- [Requirement]: Scan the records for the word "styled". Copy each line that includes it.

- [Given records]:
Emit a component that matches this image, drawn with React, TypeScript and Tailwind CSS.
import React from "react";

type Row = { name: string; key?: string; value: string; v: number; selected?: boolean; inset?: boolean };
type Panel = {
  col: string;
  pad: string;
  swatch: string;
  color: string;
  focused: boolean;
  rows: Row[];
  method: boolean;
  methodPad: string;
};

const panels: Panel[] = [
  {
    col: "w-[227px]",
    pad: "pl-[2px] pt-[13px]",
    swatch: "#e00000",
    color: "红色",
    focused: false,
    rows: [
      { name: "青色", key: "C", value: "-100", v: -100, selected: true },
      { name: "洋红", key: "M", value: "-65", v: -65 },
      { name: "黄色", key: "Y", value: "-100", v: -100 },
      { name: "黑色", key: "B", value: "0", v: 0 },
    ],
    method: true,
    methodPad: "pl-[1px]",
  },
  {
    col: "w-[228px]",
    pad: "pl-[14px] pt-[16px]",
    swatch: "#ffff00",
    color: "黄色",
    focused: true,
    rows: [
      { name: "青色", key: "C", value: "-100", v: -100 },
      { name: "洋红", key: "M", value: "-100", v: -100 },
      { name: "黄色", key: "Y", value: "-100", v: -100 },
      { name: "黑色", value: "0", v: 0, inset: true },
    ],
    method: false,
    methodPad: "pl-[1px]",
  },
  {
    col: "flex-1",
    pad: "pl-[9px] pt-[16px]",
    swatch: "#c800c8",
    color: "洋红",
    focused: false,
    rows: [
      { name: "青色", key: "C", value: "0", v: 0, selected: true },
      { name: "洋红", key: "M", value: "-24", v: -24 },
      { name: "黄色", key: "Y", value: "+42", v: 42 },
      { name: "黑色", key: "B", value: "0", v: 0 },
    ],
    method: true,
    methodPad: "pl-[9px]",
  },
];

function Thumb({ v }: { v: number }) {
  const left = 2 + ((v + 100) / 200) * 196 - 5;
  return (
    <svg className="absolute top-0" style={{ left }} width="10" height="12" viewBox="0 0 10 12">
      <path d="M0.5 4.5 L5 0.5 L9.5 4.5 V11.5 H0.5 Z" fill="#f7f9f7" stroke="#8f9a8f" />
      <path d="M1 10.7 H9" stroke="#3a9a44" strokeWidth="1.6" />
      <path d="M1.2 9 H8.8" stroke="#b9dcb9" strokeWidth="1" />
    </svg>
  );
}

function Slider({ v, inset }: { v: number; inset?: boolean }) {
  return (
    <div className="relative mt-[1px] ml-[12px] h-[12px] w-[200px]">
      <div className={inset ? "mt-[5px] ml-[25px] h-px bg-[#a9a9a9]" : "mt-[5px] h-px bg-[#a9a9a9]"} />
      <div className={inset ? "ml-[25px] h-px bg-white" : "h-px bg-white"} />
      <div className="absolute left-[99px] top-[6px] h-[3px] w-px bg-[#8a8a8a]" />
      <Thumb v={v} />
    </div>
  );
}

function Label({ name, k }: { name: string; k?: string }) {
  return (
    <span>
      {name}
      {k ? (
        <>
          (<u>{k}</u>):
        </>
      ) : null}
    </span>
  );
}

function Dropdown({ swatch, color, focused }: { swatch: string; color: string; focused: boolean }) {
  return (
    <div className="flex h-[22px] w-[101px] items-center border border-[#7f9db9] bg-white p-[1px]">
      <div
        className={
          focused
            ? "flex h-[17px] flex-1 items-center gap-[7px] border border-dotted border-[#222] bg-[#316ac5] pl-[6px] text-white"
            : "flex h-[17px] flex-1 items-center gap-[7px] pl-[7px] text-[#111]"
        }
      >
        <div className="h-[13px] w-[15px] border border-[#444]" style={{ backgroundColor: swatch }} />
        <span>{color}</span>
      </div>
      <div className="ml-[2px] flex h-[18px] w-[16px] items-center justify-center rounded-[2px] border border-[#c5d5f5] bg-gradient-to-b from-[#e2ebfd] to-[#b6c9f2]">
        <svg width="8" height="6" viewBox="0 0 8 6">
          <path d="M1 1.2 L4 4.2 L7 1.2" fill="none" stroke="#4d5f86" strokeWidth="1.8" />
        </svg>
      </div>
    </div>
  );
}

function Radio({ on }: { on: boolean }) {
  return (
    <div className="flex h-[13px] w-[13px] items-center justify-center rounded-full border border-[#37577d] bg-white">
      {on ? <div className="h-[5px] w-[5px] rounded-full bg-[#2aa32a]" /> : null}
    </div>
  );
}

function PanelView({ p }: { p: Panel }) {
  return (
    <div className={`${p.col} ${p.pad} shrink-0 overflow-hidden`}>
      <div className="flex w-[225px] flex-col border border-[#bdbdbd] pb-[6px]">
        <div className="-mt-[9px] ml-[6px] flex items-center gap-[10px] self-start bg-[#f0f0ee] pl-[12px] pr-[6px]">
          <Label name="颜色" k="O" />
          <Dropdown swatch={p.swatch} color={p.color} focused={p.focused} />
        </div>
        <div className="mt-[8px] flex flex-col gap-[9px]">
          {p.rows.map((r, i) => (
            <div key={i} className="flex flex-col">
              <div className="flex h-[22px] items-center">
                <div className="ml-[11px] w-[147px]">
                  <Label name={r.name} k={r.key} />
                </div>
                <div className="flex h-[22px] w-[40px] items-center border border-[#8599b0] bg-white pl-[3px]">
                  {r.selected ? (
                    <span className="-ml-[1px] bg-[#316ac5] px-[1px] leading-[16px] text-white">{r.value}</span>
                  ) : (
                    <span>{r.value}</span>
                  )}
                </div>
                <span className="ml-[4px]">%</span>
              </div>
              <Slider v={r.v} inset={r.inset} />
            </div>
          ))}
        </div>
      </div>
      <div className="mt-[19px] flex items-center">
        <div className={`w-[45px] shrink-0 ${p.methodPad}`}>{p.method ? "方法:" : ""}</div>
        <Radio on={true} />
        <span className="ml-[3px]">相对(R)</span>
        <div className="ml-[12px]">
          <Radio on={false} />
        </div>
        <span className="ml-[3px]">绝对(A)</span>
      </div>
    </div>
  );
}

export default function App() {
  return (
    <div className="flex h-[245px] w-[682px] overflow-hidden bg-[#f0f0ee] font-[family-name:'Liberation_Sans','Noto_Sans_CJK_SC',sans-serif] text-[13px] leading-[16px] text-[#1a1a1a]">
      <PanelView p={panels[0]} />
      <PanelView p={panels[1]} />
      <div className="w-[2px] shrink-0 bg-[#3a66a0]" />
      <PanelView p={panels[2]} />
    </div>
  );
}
---
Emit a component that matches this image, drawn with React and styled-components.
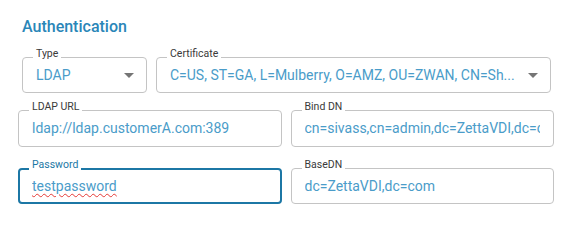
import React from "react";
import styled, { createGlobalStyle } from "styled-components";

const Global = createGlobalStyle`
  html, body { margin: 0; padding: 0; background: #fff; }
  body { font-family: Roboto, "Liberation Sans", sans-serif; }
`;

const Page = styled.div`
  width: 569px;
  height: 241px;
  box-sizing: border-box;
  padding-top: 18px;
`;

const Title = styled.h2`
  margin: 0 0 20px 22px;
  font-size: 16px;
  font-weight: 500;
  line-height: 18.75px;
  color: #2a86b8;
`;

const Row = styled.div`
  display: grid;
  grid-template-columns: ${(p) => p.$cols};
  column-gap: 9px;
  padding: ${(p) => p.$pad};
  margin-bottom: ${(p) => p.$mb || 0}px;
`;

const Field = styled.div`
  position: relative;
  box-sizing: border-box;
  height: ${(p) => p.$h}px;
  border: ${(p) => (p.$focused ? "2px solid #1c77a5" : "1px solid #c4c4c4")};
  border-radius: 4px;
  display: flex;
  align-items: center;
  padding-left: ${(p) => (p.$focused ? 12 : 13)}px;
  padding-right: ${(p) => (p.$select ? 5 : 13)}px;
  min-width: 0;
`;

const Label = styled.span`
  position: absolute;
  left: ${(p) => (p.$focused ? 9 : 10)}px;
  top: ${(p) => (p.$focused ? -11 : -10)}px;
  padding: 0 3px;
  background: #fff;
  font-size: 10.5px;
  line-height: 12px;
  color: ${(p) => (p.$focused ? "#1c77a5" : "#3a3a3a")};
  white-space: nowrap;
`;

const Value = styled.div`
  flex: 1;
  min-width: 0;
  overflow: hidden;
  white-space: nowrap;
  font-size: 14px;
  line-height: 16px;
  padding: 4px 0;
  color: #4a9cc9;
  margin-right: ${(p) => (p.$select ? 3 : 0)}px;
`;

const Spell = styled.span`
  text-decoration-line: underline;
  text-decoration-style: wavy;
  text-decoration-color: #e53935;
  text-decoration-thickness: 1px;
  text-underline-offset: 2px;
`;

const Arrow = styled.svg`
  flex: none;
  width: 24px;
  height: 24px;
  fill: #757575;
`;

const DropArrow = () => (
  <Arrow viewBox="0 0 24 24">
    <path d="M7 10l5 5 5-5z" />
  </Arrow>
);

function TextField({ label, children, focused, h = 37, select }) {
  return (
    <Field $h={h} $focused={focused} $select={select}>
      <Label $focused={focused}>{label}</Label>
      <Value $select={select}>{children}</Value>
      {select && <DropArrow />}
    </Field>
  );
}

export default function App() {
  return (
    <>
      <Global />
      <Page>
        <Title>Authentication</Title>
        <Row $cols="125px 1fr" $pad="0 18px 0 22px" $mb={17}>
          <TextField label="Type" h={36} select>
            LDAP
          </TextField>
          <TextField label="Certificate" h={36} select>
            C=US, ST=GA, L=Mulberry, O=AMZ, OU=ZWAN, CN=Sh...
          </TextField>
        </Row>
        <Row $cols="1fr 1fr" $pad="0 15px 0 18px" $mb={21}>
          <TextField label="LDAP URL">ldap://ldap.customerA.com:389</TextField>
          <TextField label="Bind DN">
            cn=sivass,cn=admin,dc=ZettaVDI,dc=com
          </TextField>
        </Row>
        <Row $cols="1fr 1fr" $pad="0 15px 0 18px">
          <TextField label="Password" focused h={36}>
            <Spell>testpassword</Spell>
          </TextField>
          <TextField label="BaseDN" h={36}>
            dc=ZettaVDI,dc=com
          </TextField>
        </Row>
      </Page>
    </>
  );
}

- [Answer to the problem]:
Emit a component that matches this image, drawn with React and styled-components.
import styled, { createGlobalStyle } from "styled-components";
const Page = styled.div`
const Title = styled.h2`
const Row = styled.div`
const Field = styled.div`
const Label = styled.span`
const Value = styled.div`
const Spell = styled.span`
const Arrow = styled.svg`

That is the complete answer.